• **Task instructions**: Report every line in the listing below where the string "page" shows up.

##### Records shown #####

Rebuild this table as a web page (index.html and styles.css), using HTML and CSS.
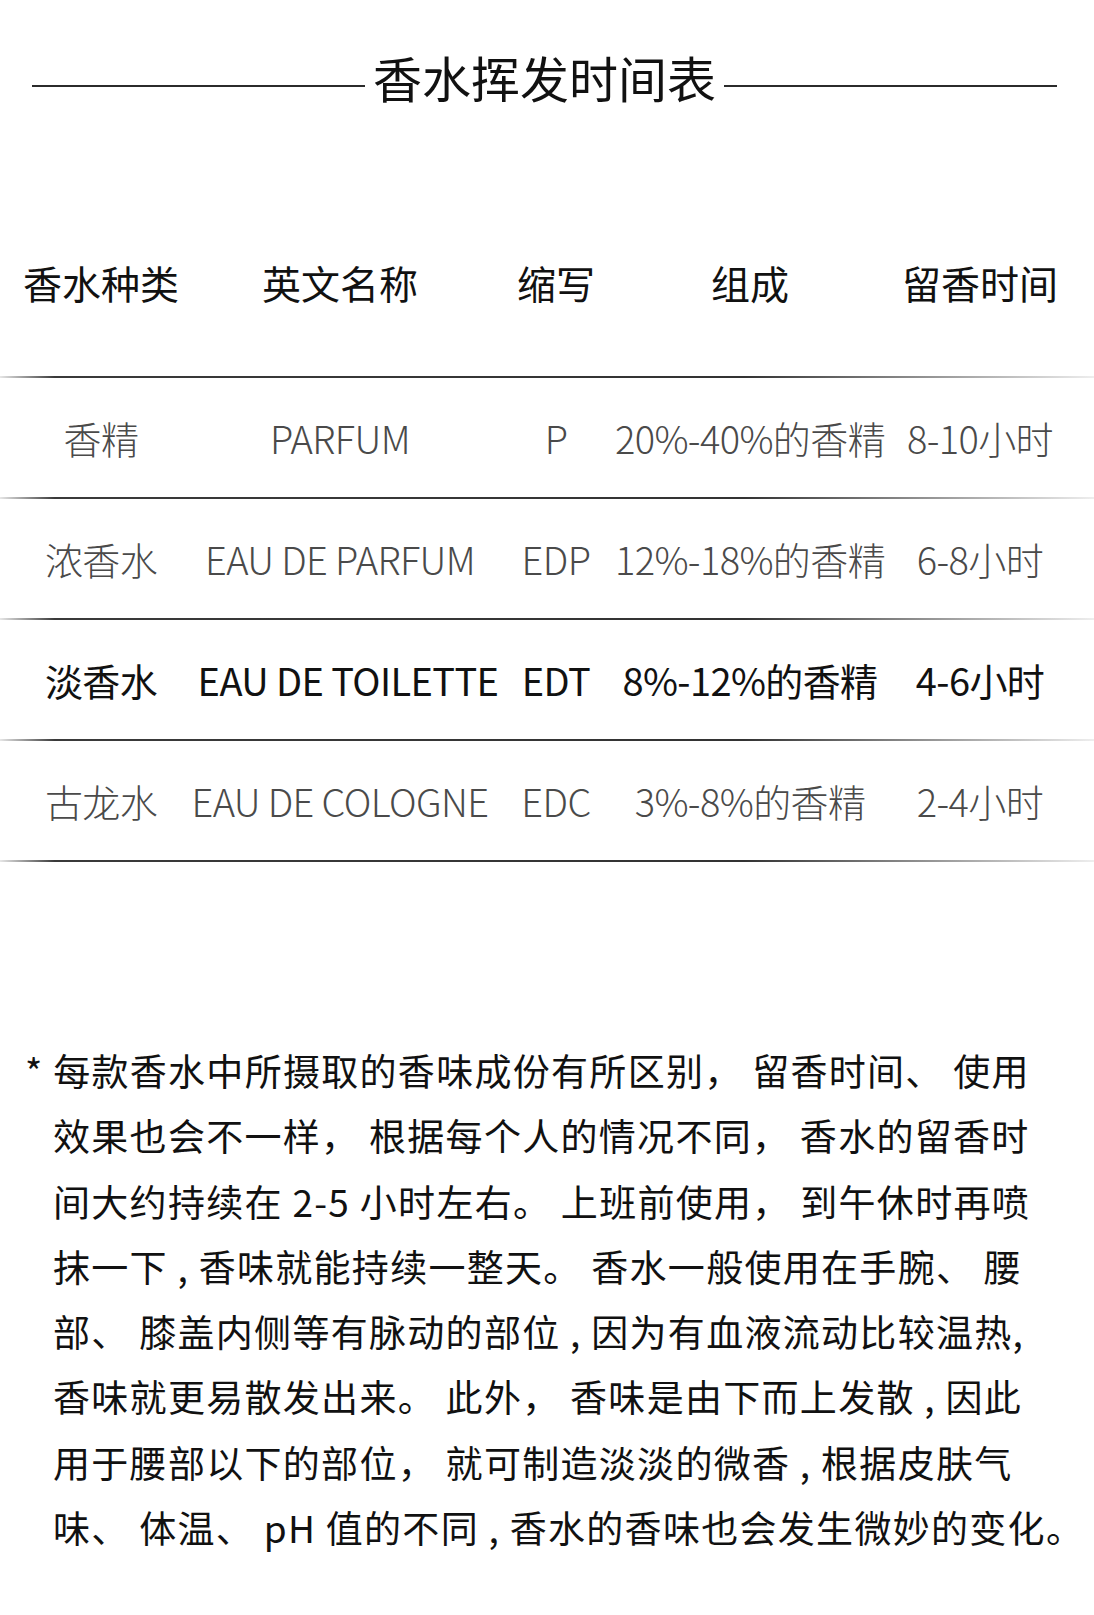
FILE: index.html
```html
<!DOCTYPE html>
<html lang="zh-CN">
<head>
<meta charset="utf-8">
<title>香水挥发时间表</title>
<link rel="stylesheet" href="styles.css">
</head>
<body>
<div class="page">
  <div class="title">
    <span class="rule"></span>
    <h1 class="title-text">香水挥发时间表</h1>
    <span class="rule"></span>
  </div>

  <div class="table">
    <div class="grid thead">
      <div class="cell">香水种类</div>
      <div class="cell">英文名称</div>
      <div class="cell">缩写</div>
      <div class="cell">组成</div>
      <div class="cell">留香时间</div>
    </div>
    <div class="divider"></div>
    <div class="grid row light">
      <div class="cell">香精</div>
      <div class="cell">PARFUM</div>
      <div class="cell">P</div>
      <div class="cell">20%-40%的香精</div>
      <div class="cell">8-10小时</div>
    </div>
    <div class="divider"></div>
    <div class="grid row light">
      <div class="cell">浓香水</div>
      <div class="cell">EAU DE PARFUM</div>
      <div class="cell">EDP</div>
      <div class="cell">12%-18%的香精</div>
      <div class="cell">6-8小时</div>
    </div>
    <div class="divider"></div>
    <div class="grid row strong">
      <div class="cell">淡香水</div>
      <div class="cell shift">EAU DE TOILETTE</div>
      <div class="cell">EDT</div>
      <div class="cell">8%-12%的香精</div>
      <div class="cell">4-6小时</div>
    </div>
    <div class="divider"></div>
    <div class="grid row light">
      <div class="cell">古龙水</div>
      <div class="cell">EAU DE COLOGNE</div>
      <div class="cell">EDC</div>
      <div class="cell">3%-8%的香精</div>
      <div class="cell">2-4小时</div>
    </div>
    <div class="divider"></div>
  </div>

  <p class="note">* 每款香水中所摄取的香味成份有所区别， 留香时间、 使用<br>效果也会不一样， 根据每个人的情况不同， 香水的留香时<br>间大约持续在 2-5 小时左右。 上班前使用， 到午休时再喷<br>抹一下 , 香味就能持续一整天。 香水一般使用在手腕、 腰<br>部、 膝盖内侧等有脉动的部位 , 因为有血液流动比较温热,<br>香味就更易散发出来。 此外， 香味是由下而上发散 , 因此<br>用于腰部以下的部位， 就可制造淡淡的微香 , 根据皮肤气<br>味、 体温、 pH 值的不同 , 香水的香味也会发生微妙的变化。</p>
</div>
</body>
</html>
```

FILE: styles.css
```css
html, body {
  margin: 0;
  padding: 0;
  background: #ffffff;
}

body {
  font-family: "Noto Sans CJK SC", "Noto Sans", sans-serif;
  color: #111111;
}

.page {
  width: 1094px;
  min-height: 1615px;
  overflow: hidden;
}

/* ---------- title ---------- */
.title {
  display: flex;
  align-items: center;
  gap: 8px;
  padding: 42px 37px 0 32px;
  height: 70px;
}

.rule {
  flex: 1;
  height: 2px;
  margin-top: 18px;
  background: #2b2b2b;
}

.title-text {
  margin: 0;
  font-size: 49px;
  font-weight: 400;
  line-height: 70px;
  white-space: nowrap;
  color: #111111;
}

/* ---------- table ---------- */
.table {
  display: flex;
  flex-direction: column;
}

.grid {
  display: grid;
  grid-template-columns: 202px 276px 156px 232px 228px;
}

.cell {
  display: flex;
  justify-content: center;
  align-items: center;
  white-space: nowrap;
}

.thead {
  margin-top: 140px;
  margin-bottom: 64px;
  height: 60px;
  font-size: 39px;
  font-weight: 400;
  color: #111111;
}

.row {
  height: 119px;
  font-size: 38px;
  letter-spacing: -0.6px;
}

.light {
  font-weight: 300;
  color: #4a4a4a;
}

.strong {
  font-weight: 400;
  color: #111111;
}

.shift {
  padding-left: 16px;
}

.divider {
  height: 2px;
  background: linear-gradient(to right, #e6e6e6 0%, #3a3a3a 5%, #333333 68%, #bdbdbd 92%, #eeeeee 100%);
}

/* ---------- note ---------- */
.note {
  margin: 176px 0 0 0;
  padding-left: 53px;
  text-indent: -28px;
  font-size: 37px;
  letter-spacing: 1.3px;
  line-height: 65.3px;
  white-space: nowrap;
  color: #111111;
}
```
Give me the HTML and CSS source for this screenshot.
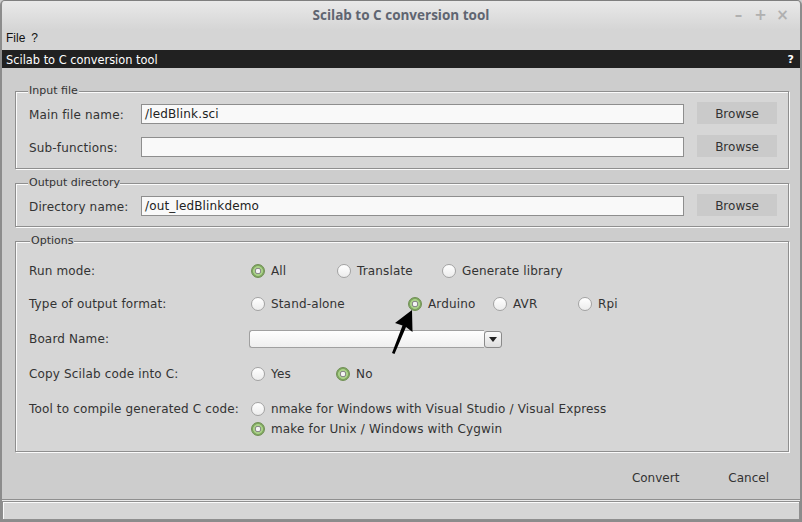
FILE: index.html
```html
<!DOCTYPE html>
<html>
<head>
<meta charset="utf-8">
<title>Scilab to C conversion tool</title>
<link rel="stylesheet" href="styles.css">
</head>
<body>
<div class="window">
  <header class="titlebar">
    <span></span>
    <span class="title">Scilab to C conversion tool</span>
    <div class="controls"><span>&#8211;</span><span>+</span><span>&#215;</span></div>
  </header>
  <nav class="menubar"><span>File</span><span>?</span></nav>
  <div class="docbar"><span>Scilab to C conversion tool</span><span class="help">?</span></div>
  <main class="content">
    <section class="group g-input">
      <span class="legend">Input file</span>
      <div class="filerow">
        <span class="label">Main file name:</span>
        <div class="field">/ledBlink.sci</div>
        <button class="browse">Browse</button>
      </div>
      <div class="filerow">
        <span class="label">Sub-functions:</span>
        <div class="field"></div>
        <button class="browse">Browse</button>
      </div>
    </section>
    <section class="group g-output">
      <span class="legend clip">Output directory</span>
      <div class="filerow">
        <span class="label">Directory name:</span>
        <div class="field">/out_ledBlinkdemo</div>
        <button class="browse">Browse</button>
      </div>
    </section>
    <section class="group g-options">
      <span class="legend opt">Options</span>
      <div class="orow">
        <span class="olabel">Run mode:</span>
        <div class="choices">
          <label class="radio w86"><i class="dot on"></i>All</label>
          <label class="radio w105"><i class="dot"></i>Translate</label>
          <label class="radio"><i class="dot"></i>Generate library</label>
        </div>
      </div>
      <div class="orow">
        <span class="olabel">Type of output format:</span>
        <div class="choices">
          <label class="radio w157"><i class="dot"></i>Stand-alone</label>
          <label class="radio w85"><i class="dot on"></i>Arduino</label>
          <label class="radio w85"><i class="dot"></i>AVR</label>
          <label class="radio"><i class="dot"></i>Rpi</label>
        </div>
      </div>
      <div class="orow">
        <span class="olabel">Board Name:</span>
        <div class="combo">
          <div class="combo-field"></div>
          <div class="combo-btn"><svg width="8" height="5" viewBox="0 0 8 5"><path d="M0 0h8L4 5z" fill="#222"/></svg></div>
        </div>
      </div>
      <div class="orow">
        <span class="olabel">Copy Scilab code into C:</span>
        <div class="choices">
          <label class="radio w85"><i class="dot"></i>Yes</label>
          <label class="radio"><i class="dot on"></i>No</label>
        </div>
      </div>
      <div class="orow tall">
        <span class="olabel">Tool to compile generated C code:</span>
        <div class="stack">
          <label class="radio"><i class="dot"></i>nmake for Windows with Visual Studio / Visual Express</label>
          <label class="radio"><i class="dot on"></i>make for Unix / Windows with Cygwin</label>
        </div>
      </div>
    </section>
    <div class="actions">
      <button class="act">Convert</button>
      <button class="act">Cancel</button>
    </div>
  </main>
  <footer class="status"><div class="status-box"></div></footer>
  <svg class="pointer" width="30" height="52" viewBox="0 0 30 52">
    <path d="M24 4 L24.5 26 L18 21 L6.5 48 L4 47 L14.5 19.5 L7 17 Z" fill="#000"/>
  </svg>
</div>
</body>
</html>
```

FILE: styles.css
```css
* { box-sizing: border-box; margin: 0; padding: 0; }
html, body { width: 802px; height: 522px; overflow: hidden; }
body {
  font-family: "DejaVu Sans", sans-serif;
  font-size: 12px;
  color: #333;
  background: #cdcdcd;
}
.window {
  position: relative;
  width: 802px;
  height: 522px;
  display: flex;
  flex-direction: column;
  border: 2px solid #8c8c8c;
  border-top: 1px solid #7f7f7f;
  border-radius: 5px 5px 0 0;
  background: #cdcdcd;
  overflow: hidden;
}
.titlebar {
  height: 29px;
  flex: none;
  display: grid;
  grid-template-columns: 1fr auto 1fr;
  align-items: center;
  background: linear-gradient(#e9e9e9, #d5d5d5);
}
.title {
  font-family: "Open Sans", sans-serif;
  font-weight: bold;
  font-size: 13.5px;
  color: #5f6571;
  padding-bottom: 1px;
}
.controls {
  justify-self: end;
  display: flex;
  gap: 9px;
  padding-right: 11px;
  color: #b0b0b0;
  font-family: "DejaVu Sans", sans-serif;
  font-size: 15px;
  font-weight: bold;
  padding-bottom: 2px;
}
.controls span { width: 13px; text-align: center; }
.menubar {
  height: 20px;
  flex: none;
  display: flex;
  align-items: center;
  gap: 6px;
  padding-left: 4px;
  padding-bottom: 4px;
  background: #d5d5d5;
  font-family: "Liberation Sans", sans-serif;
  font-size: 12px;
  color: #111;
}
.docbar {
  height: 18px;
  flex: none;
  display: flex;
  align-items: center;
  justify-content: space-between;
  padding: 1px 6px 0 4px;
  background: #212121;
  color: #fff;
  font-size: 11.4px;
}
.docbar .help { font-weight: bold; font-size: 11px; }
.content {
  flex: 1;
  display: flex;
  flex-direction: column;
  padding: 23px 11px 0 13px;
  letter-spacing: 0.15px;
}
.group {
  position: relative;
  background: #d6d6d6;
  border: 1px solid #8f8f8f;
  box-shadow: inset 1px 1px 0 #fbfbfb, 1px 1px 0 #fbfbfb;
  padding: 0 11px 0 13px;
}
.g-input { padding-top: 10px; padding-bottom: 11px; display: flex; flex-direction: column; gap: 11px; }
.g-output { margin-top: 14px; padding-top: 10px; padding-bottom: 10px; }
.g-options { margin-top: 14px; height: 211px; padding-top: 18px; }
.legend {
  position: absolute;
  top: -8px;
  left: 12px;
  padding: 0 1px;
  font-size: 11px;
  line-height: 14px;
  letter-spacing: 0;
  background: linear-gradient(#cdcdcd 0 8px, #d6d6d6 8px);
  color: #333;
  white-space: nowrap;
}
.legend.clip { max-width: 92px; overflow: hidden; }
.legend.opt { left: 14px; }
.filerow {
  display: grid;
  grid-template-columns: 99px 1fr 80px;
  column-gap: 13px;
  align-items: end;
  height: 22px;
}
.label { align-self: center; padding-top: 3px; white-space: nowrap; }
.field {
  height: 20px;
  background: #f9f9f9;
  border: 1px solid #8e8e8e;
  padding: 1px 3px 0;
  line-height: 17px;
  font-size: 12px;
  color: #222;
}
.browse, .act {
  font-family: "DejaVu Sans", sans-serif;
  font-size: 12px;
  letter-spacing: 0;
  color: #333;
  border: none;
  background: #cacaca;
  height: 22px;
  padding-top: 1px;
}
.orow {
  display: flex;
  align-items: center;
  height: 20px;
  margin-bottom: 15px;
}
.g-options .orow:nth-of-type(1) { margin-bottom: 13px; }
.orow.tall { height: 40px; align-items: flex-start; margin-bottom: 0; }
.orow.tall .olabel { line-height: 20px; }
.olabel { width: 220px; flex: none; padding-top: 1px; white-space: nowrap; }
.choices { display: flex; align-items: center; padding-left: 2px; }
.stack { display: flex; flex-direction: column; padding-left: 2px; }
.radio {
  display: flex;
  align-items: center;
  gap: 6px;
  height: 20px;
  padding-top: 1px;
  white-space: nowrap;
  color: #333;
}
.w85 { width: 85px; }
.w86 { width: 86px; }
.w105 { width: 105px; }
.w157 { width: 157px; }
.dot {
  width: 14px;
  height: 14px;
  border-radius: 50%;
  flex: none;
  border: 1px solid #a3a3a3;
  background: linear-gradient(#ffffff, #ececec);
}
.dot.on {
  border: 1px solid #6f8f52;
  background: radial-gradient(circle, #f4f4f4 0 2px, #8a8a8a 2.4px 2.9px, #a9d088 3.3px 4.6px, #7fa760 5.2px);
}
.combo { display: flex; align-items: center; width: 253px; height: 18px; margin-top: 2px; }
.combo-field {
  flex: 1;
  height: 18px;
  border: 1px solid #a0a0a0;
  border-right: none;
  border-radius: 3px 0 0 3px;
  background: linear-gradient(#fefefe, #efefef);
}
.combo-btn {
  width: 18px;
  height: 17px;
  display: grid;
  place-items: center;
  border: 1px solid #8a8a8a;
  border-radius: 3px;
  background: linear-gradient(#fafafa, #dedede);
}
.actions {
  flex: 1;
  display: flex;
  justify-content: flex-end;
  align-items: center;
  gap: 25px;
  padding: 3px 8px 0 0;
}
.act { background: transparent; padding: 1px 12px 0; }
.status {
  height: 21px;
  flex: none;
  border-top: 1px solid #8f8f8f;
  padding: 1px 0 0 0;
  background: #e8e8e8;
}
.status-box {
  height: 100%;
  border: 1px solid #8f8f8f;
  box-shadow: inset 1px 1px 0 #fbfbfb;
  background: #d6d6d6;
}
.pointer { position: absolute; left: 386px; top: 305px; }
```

#####

• **Solution to the exercise**:
Rebuild this table as a web page (index.html and styles.css), using HTML and CSS.
<div class="page">
.page {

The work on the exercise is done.